Dataset records:
----------
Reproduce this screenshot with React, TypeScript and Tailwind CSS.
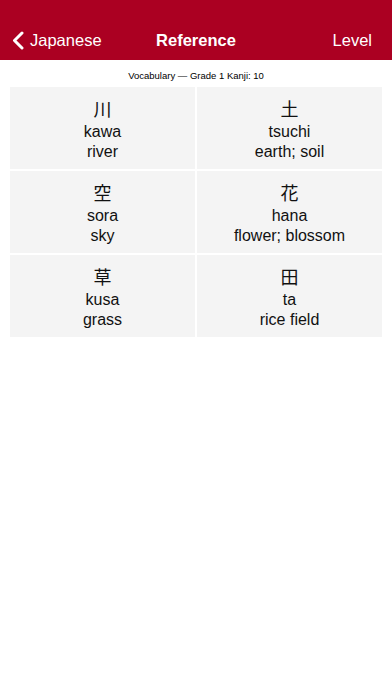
interface Entry {
  kanji: string
  reading: string
  meaning: string
}

const entries: Entry[] = [
  { kanji: "川", reading: "kawa", meaning: "river" },
  { kanji: "土", reading: "tsuchi", meaning: "earth; soil" },
  { kanji: "空", reading: "sora", meaning: "sky" },
  { kanji: "花", reading: "hana", meaning: "flower; blossom" },
  { kanji: "草", reading: "kusa", meaning: "grass" },
  { kanji: "田", reading: "ta", meaning: "rice field" },
]

export default function App() {
  return (
    <div
      className="w-[392px] h-[696px] bg-white text-black"
      style={{ fontFamily: '"Liberation Sans", "Noto Sans CJK JP", sans-serif' }}
    >
      <header className="h-[60px] bg-[#ab0022] text-white flex items-center pt-[21px] px-[12px] relative">
        <div className="flex items-center gap-[6px]">
          <svg width="12" height="19" viewBox="0 0 12 19" fill="none">
            <path d="M10 2 L2.5 9.5 L10 17" stroke="white" strokeWidth="3" strokeLinecap="round" strokeLinejoin="round" />
          </svg>
          <span className="text-[16.5px]">Japanese</span>
        </div>
        <span className="absolute left-0 right-0 top-[21px] h-[39px] flex items-center justify-center text-[16.5px] font-bold pointer-events-none">
          Reference
        </span>
        <span className="ml-auto text-[16.5px] pr-[8px]">Level</span>
      </header>

      <p className="text-center text-[9.5px] pt-[9px] pb-[5px] leading-[13px]">Vocabulary — Grade 1 Kanji: 10</p>

      <div className="grid grid-cols-2 gap-[2px] px-[10px]">
        {entries.map((e) => (
          <EntryCard key={e.kanji} entry={e} />
        ))}
      </div>
    </div>
  )
}

function EntryCard({ entry }: { entry: Entry }) {
  return (
    <div className="h-[82px] bg-[#f4f4f4] flex flex-col items-center pt-[11px] text-[#111]">
      <span className="text-[18px] leading-[24px]">{entry.kanji}</span>
      <span className="text-[16px] leading-[20px]">{entry.reading}</span>
      <span className="text-[16px] leading-[20px]">{entry.meaning}</span>
    </div>
  )
}
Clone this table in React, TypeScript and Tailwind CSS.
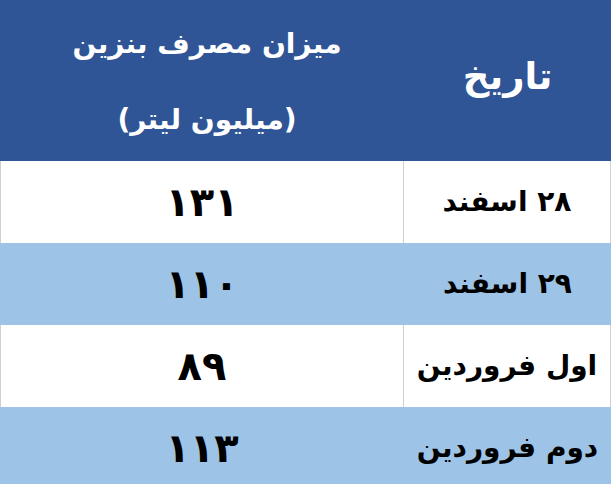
const rows = [
  { date: "۲۸ اسفند", value: "۱۳۱" },
  { date: "۲۹ اسفند", value: "۱۱۰" },
  { date: "اول فروردین", value: "۸۹" },
  { date: "دوم فروردین", value: "۱۱۳" },
];

function App() {
  return (
    <div
      dir="rtl"
      className="w-[611px] h-[484px] overflow-hidden bg-white font-bold whitespace-nowrap"
      style={{ fontFamily: '"DejaVu Sans", sans-serif' }}
    >
      {/* سرستون */}
      <div className="grid grid-cols-[207px_1fr] h-[161px] bg-[#2f5597] text-white">
        <div className="flex items-center justify-center text-[37px] pb-2">تاریخ</div>
        <div className="flex flex-col items-center justify-center gap-[48px] text-[28px] leading-none pl-[10px] pt-[2px]">
          <span>میزان مصرف بنزین</span>
          <span>(میلیون لیتر)</span>
        </div>
      </div>

      {rows.map((r, i) => (
        <div
          key={r.date}
          className={
            i % 2 === 0
              ? "grid grid-cols-[207px_1fr] h-[82px] bg-white border-x border-[#d0d0d0]"
              : "grid grid-cols-[207px_1fr] h-[82px] bg-[#9dc3e6]"
          }
        >
          <div
            className={
              i % 2 === 0
                ? "flex items-center justify-center text-[28px] text-black border-l border-[#d0d0d0]"
                : "flex items-center justify-center text-[28px] text-black"
            }
          >
            {r.date}
          </div>
          <div className="flex items-center justify-center text-[40px] text-black">
            {r.value}
          </div>
        </div>
      ))}
    </div>
  );
}

export default App;
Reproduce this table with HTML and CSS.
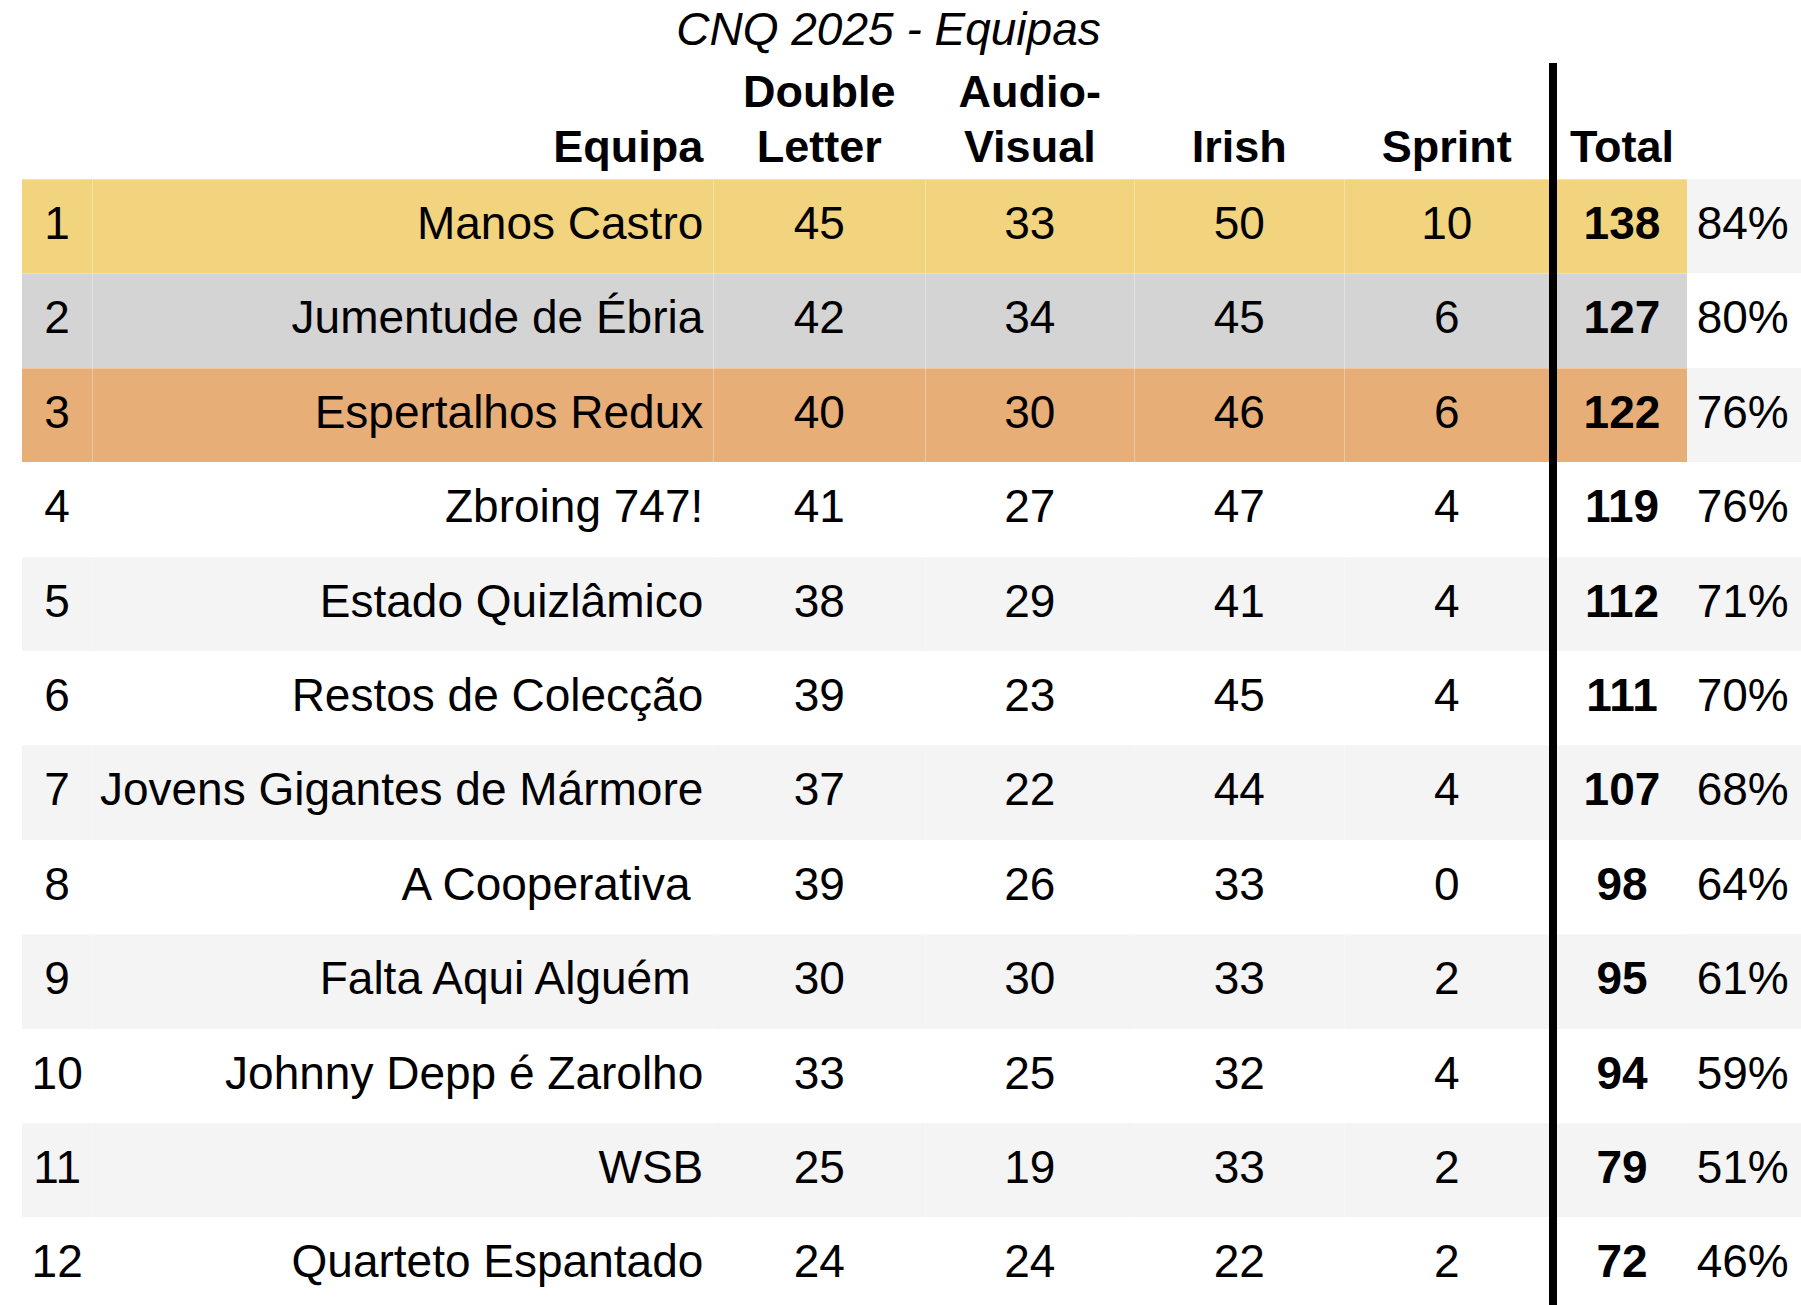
----------
## [Stated goal]
Quote the records above exactly, leaving out any pictures.

## [Response to the exercise]
Reproduce this screenshot with React, TypeScript and Tailwind CSS.
interface Entry {
  kanji: string
  reading: string
  meaning: string
}

const entries: Entry[] = [
  { kanji: "川", reading: "kawa", meaning: "river" },
  { kanji: "土", reading: "tsuchi", meaning: "earth; soil" },
  { kanji: "空", reading: "sora", meaning: "sky" },
  { kanji: "花", reading: "hana", meaning: "flower; blossom" },
  { kanji: "草", reading: "kusa", meaning: "grass" },
  { kanji: "田", reading: "ta", meaning: "rice field" },
]

export default function App() {
  return (
    <div
      className="w-[392px] h-[696px] bg-white text-black"
      style={{ fontFamily: '"Liberation Sans", "Noto Sans CJK JP", sans-serif' }}
    >
      <header className="h-[60px] bg-[#ab0022] text-white flex items-center pt-[21px] px-[12px] relative">
        <div className="flex items-center gap-[6px]">
          <svg width="12" height="19" viewBox="0 0 12 19" fill="none">
            <path d="M10 2 L2.5 9.5 L10 17" stroke="white" strokeWidth="3" strokeLinecap="round" strokeLinejoin="round" />
          </svg>
          <span className="text-[16.5px]">Japanese</span>
        </div>
        <span className="absolute left-0 right-0 top-[21px] h-[39px] flex items-center justify-center text-[16.5px] font-bold pointer-events-none">
          Reference
        </span>
        <span className="ml-auto text-[16.5px] pr-[8px]">Level</span>
      </header>

      <p className="text-center text-[9.5px] pt-[9px] pb-[5px] leading-[13px]">Vocabulary — Grade 1 Kanji: 10</p>

      <div className="grid grid-cols-2 gap-[2px] px-[10px]">
        {entries.map((e) => (
          <EntryCard key={e.kanji} entry={e} />
        ))}
      </div>
    </div>
  )
}

function EntryCard({ entry }: { entry: Entry }) {
  return (
    <div className="h-[82px] bg-[#f4f4f4] flex flex-col items-center pt-[11px] text-[#111]">
      <span className="text-[18px] leading-[24px]">{entry.kanji}</span>
      <span className="text-[16px] leading-[20px]">{entry.reading}</span>
      <span className="text-[16px] leading-[20px]">{entry.meaning}</span>
    </div>
  )
}
Clone this table in React, TypeScript and Tailwind CSS.
const rows = [
  { date: "۲۸ اسفند", value: "۱۳۱" },
  { date: "۲۹ اسفند", value: "۱۱۰" },
  { date: "اول فروردین", value: "۸۹" },
  { date: "دوم فروردین", value: "۱۱۳" },
];

function App() {
  return (
    <div
      dir="rtl"
      className="w-[611px] h-[484px] overflow-hidden bg-white font-bold whitespace-nowrap"
      style={{ fontFamily: '"DejaVu Sans", sans-serif' }}
    >
      {/* سرستون */}
      <div className="grid grid-cols-[207px_1fr] h-[161px] bg-[#2f5597] text-white">
        <div className="flex items-center justify-center text-[37px] pb-2">تاریخ</div>
        <div className="flex flex-col items-center justify-center gap-[48px] text-[28px] leading-none pl-[10px] pt-[2px]">
          <span>میزان مصرف بنزین</span>
          <span>(میلیون لیتر)</span>
        </div>
      </div>

      {rows.map((r, i) => (
        <div
          key={r.date}
          className={
            i % 2 === 0
              ? "grid grid-cols-[207px_1fr] h-[82px] bg-white border-x border-[#d0d0d0]"
              : "grid grid-cols-[207px_1fr] h-[82px] bg-[#9dc3e6]"
          }
        >
          <div
            className={
              i % 2 === 0
                ? "flex items-center justify-center text-[28px] text-black border-l border-[#d0d0d0]"
                : "flex items-center justify-center text-[28px] text-black"
            }
          >
            {r.date}
          </div>
          <div className="flex items-center justify-center text-[40px] text-black">
            {r.value}
          </div>
        </div>
      ))}
    </div>
  );
}

export default App;
Reproduce this table with HTML and CSS.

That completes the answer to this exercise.